Task objective: What number of lines hold the word "index"? State that number and nothing besides.

Data section:
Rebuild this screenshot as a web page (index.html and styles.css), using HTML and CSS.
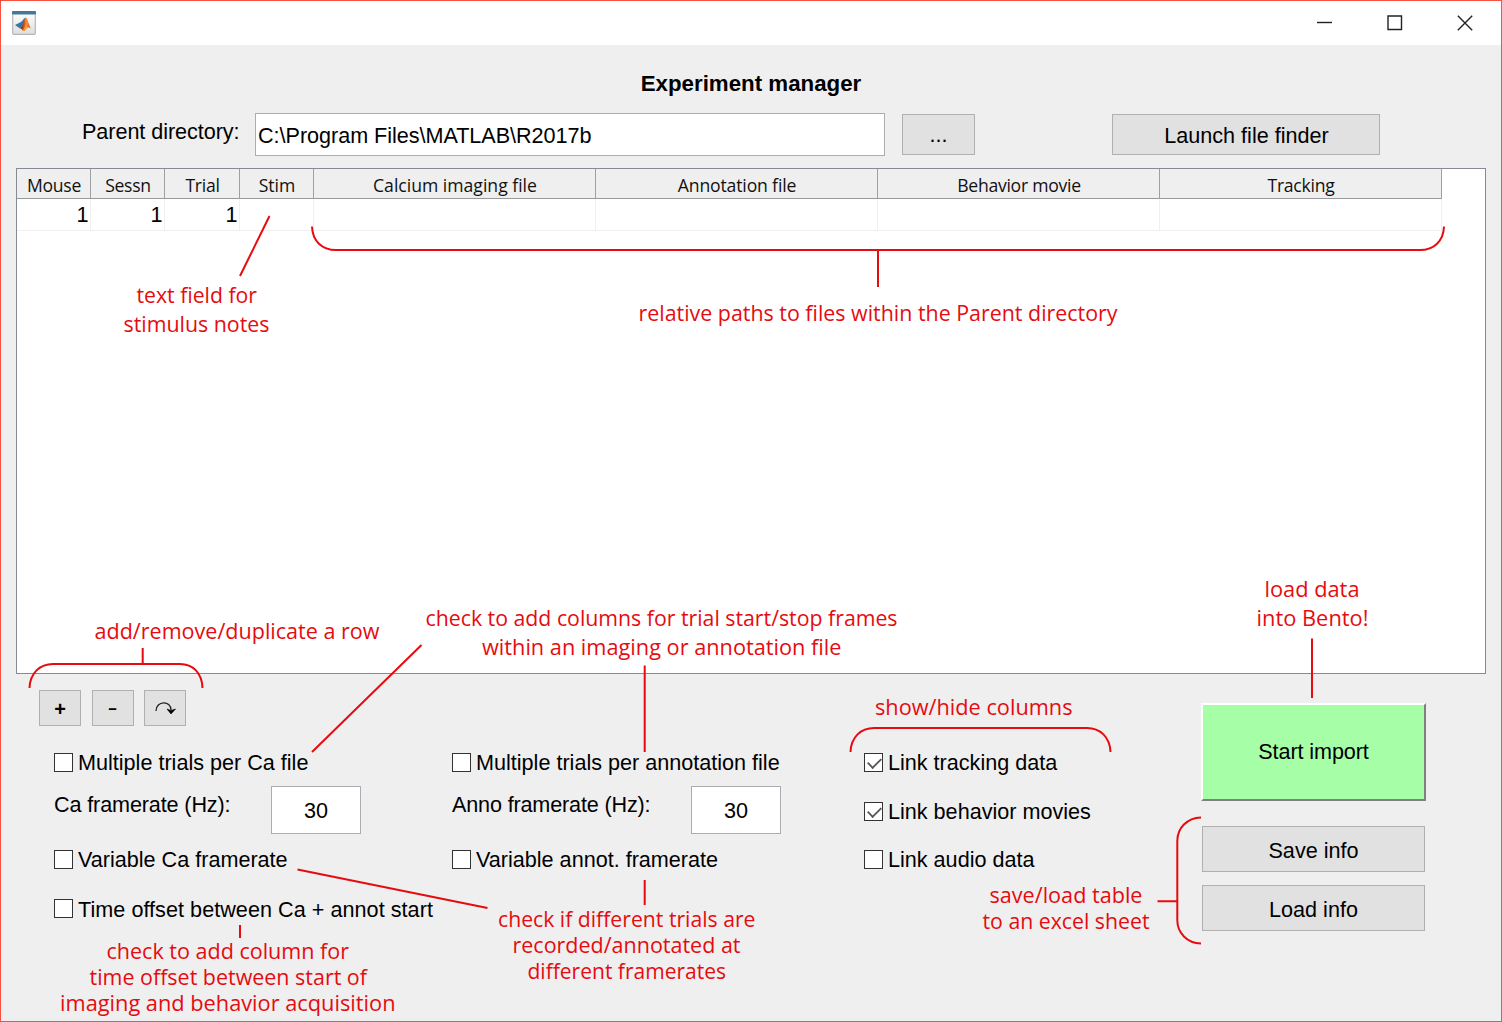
FILE: index.html
```html
<!DOCTYPE html>
<html lang="en">
<head>
<meta charset="utf-8">
<title>Experiment manager</title>
<link rel="stylesheet" href="styles.css">
</head>
<body>
<div class="window">
  <header class="titlebar">
    <svg class="app-icon" width="24" height="24" viewBox="0 0 24 24">
      <defs>
        <linearGradient id="frame" x1="0" y1="0" x2="0" y2="1"><stop offset="0" stop-color="#fff"/><stop offset="1" stop-color="#dedede"/></linearGradient>
        <linearGradient id="flame" x1="0" y1="0" x2="1" y2="0"><stop offset="0" stop-color="#6b1a22"/><stop offset=".4" stop-color="#dd5a1c"/><stop offset=".6" stop-color="#f09a35"/><stop offset="1" stop-color="#b8341a"/></linearGradient>
      </defs>
      <rect x=".7" y=".7" width="22.6" height="22.6" rx="1" fill="url(#frame)" stroke="#b4b7ba" stroke-width="1.2"/>
      <rect x="0" y="0" width="24" height="3.4" rx="1" fill="#47789c"/>
      <path d="M3 14l5-2.4c2-.6 3-3.600 5.500-5.100l-1.700 7-3.800 4z" fill="#2f78ab"/>
      <path d="M8 17.300c2-1 3.300-7.300 5.800-10.800 2 .8 3 8.500 5.600 11.500-2.500-2.500-4.200-1.500-6 1-1 1.200-2.300 1.200-2.900.3-.6-1-1.300-1.800-2.500-2z" fill="url(#flame)"/>
      <path d="M10.600 19.300c1.300-1 2.700-3.500 3.200-6l1 3.500c-1.200 1.500-2 3.400-3.600 3.400z" fill="#f2a237"/>
    </svg>
    <div class="controls">
      <svg width="16" height="16" viewBox="0 0 16 16"><path d="M1 7.500h15" /></svg>
      <svg width="16" height="16" viewBox="0 0 16 16"><path d="M1 1h13.500v13.500H1z"/></svg>
      <svg width="16" height="16" viewBox="0 0 16 16"><path d="M.8.8l14.400 14.400M15.200.8L.8 15.200"/></svg>
    </div>
  </header>

  <main class="content">
    <h1 class="title">Experiment manager</h1>
    <div class="directory">
      <span class="directory-label">Parent directory:</span>
      <div class="field path">C:\Program Files\MATLAB\R2017b</div>
      <div class="button browse">...</div>
      <div class="button finder">Launch file finder</div>
    </div>

    <div class="table">
      <div class="table-row head">
        <div class="tight">Mouse</div><div class="tight">Sessn</div><div class="tight">Trial</div><div>Stim</div><div>Calcium imaging file</div><div class="semi">Annotation file</div><div class="tight">Behavior movie</div><div class="tight">Tracking</div>
      </div>
      <div class="table-row record">
        <div>1</div><div>1</div><div>1</div><div></div><div></div><div></div><div></div><div></div>
      </div>
    </div>

    <div class="panel">
      <div class="options">
        <div class="row-buttons">
          <div class="button small plus">+</div>
          <div class="button small minus"><span>-</span></div>
          <div class="button small"><svg width="22" height="18" viewBox="0 0 22 18"><path d="M2 12C2 1.500 17 1 17 11" fill="none" stroke="#222" stroke-width="1.300"/><path d="M13 10l4 5 4.500-5-4.500 1.500z" fill="#000" stroke="#000" stroke-width=".6"/></svg></div>
        </div>
        <div class="grid">
          <div class="check"><i class="box"></i><span>Multiple trials per Ca file</span></div>
          <div class="check"><i class="box"></i><span>Multiple trials per annotation file</span></div>
          <div class="check"><i class="box on"></i><span>Link tracking data</span></div>
          <div class="rate"><span>Ca framerate (Hz):</span><div class="field number">30</div></div>
          <div class="rate anno"><span>Anno framerate (Hz):</span><div class="field number">30</div></div>
          <div class="check"><i class="box on"></i><span>Link behavior movies</span></div>
          <div class="check"><i class="box"></i><span>Variable Ca framerate</span></div>
          <div class="check"><i class="box"></i><span>Variable annot. framerate</span></div>
          <div class="check"><i class="box"></i><span>Link audio data</span></div>
          <div class="check wide"><i class="box"></i><span>Time offset between Ca + annot start</span></div>
        </div>
      </div>
      <div class="actions">
        <div class="start">Start import</div>
        <div class="button save">Save info</div>
        <div class="button load">Load info</div>
      </div>
    </div>
  </main>

  <svg class="notes" width="1502" height="1022" viewBox="0 0 1502 1022">
    <g class="lines">
      <path d="M269.500 216L240 276"/>
      <path d="M312 226.500C312.500 241 322 250 336 250H1420C1434 250 1443.500 241 1444 226.500M878 250V287"/>
      <path d="M29.500 688C30 673 40 664 53 664H180C193 664 202 673 202.500 688M142.700 648V664"/>
      <path d="M421.500 645L312 752M644.700 665.500V752"/>
      <path d="M297.500 869.500L487.500 908M644.700 880V905M240 925V938"/>
      <path d="M850.500 752C851 737 861 728 874 728H1087C1100 728 1110 737 1110.500 752"/>
      <path d="M1312 638.500V698"/>
      <path d="M1201 817.500C1187 818 1177.300 828 1177.300 841V920C1177.300 933 1187 943 1201 943.500M1157.500 901.300H1177"/>
    </g>
    <g class="labels">
      <text x="136.500" y="303" textLength="120.500" lengthAdjust="spacingAndGlyphs">text field for</text>
      <text x="123.500" y="332" textLength="146" lengthAdjust="spacingAndGlyphs">stimulus notes</text>
      <text x="638.500" y="321" textLength="479" lengthAdjust="spacingAndGlyphs">relative paths to files within the Parent directory</text>
      <text x="94.500" y="639" textLength="285" lengthAdjust="spacingAndGlyphs">add/remove/duplicate a row</text>
      <text x="425.500" y="626" textLength="472" lengthAdjust="spacingAndGlyphs">check to add columns for trial start/stop frames</text>
      <text x="482" y="655" textLength="359.500" lengthAdjust="spacingAndGlyphs">within an imaging or annotation file</text>
      <text x="1264.500" y="597" textLength="95" lengthAdjust="spacingAndGlyphs">load data</text>
      <text x="1256.500" y="626" textLength="112" lengthAdjust="spacingAndGlyphs">into Bento!</text>
      <text x="875" y="715" textLength="197.500" lengthAdjust="spacingAndGlyphs">show/hide columns</text>
      <text x="989.500" y="903" textLength="153" lengthAdjust="spacingAndGlyphs">save/load table</text>
      <text x="982.500" y="929" textLength="167" lengthAdjust="spacingAndGlyphs">to an excel sheet</text>
      <text x="498" y="927" textLength="257.500" lengthAdjust="spacingAndGlyphs">check if different trials are</text>
      <text x="512.500" y="953" textLength="228" lengthAdjust="spacingAndGlyphs">recorded/annotated at</text>
      <text x="527.500" y="979" textLength="198.500" lengthAdjust="spacingAndGlyphs">different framerates</text>
      <text x="106.500" y="959" textLength="242.500" lengthAdjust="spacingAndGlyphs">check to add column for</text>
      <text x="89.500" y="985" textLength="277.500" lengthAdjust="spacingAndGlyphs">time offset between start of</text>
      <text x="60" y="1011" textLength="335.500" lengthAdjust="spacingAndGlyphs">imaging and behavior acquisition</text>
    </g>
  </svg>
</div>
</body>
</html>
```
FILE: styles.css
```css
* { box-sizing: border-box; }
body { margin: 0; font-family: "Liberation Sans", Arial, sans-serif; font-size: 21.6px; line-height: 24px; color: #000; }
.window { position: relative; width: 1502px; height: 1022px; background: #efefef; border: 1px solid #fa5040; overflow: hidden; white-space: nowrap; }
.titlebar { height: 44px; background: #fff; display: flex; justify-content: space-between; align-items: center; padding: 0 28px 0 11px; }
.controls { display: flex; gap: 54.500px; }
.controls svg { fill: none; stroke: #222; stroke-width: 1.400; }

.content { display: flex; flex-direction: column; padding: 0 15px; }
.title { margin: 27px 0 0; text-align: center; font-size: 22.300px; line-height: 24px; }
.directory { display: flex; align-items: flex-start; margin-top: 17px; height: 55px; padding-left: 66px; }
.directory-label { width: 173px; padding-top: 7px; letter-spacing: -.05px; }
.field { background: #fff; border: 1.500px solid #abadb3; display: flex; align-items: center; }
.path { width: 630px; height: 43px; padding: 2px 0 0 2px; letter-spacing: -.03px; }
.button { background: #e1e1e1; border: 1.500px solid #b0b0b0; display: flex; align-items: center; justify-content: center; }
.browse { width: 73px; height: 41px; margin: 1px 0 0 17px; }
.finder { width: 268px; height: 41px; margin: 1px 0 0 137px; padding: 2px 0 0 1px; }

.table { width: 1470px; height: 506px; background: #fff; border: 1px solid #868a94; }
.table-row { display: grid; grid-template-columns: 74px 74px 75px 74px 282px 282px 282px 282px; width: 1425px; }
.head { height: 30px; background: #efefef; font: 17.600px/33px "Open Sans", "Noto Sans", sans-serif; text-align: center; border-bottom: 1px solid #96989c; color: #111; }
.head div { border-right: 1px solid #a0a0a4; padding-left: 1px; }
.head .tight { letter-spacing: -.27px; }
.head .semi { letter-spacing: -.15px; }
.record { height: 32px; border-bottom: 1px solid #f0f0f0; text-align: right; line-height: 32px; }
.record div { border-right: 1px solid #f0f0f0; padding-right: 1.500px; }

.panel { display: flex; padding: 16px 0 0 23px; }
.options { width: 1162px; }
.row-buttons { display: flex; gap: 10.500px; }
.small { width: 42px; height: 36px; }
.plus { font-weight: bold; font-size: 20px; padding-top: 2px; }
.minus span { transform: scaleX(1.4); }
.grid { display: grid; grid-template-columns: 398px 412px auto; grid-template-rows: 48px 50px 48px 50px; margin-top: 12px; padding-left: 15px; }
.check { display: flex; align-items: center; gap: 5px; height: 48px; }
.check:nth-child(n+7) { height: 46px; }
.check span { padding-top: 2px; }
.grid .check:nth-child(6) { height: 50px; }
.grid .check.wide { grid-column: 1 / 3; height: 48px; }
.wide span { padding-top: 3px; letter-spacing: .04px; }
.box { width: 19px; height: 19px; background: #fff; border: 1.500px solid #333; }
.box.on::after { content: ""; display: block; width: 13px; height: 7px; margin: 3px 0 0 2px; border-left: 2px solid #555; border-bottom: 2px solid #555; transform: rotate(-45deg) scale(.88); }
.rate { display: flex; align-items: center; height: 48px; }
.rate span { width: 217px; padding-bottom: 11px; letter-spacing: -.13px; }
.anno span { width: 239px; letter-spacing: -.16px; }
.number { width: 90px; height: 48px; justify-content: center; padding-top: 1px; }
.actions { padding-top: 13px; width: 226px; }
.start { width: 225px; height: 98px; background: #a6ffa6; border: 2px solid; border-color: #fff #808080 #808080 #fff; display: flex; align-items: center; justify-content: center; letter-spacing: -.1px; }
.save, .load { width: 223px; height: 46px; margin: 25px 0 0 1px; padding-top: 3px; }
.load { margin-top: 13px; }

.notes { position: absolute; left: -1px; top: -1px; }
.lines path { fill: none; stroke: #e60b0f; stroke-width: 2; }
.labels { font: 22px "Open Sans", "Noto Sans", sans-serif; fill: #e60b0f; }
```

Output: 2